Monday, April 12, 2010

My Name is Khan (2010)

I know what you're thinking. "Bollywood?" But let me tell you, this isn't your typical Indian movie, other than the fact that it stars Shahrukh Khan and Kajol. No random bursting out into song or dance numbers in the rain. Instead, "My Name is Khan" is the story of a Muslim Indian man who suffers from Asperger's Syndrome, which is a form of autism. He moves to America to live with his brother after his mother passes away in India. There he meets a beautiful Hindu divorcee who sees him as the kind and interesting man he is, instead of just seeing him for his disorder like so many others do. The movie builds up to their wedding, as so many Bollywood movies do, but it doesn't end there. 9/11 happens, instead. Now this family of mixed faith but shared ethnicity is subject to harassment and the trials of being different in country shaken by fear. I loved this film. While some people are calling it an 'Indian version of Forrest Gump', I think it is a very original take on the Bollywood romance trope. Yes, there's drama and weddings and tragedy and humor, but the way it is framed is what really makes this movie special. Seeing Khan's hijabi sister-in-law who is a Psychology professor having her hijab yanked on campus after 9/11 and her subsequent decision to stop wearing it really hit home for me. I started wearing hats and bandanas myself after those tragic events, more for my mother's peace of mind than any perceived threat, but all the same it was a vivid reminder of that time for me.

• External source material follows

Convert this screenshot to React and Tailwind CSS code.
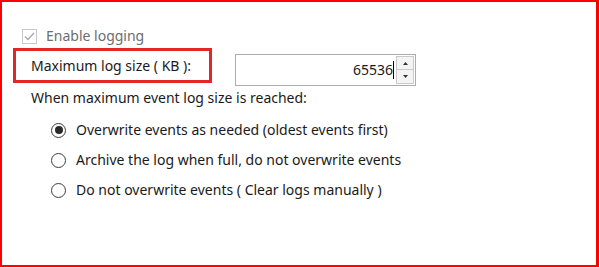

The crux of the film lies in an angst-filled and dramatic argument between Khan (the main character) and his wife, who finally screams at him to go to the President of the US and tell him, "My name is Khan, and I am not a terrorist". To reveal the circumstances of the argument would be to reveal some very important plot points so you'll just have to watch to find out what drove her to say it. Khan, being autistic and not able to express emotion, does the only thing he can to prove his love. Start the journey to meet the President and tell him. It's a surprisingly poignant story, though some things may come off as cliché to those used to the regular movie tropes found in regular Hollywood movies. Later on in the film, Khan goes to help out at a Katrina-like natural disaster, which might seem over the top to some, but the parallels they illustrate between this disaster and his childhood memories make it meaningful and interesting. The portrayal of African-Americans from the South could come off as offensive, especially the Aunt Jemima-like character of Mama Jenny, but the stereo-type is not used in a negative light, so you kind of have to give them the benefit of the doubt in this case. Perhaps the next Bollywood film featuring African-Americans will have a more nuanced portrayal.

The parts of the film dealing with religion in particular were very nuanced on the other hand. We got to see Khan's brother disapprove his Hindu wife, while the hijabi sister-in-law attends the wedding despite that. Khan is shown praying salat at different intervals in the film with sincerity and dedication. The highlight of the film for me was when he happens upon a mosque where a man is trying to lead a small group of others into extremist behavior. The way that situation is addressed and handled was wonderfully creative and insightful. I think that part alone made the film worth watching, even if most of it is in Hindi with English subtitles. I feel like I'm not able to do the film justice in this short review, nor am I able to articulate all the minor shortcomings, but in the end, I highly recommend this movie to anyone who has the opportunity to see it!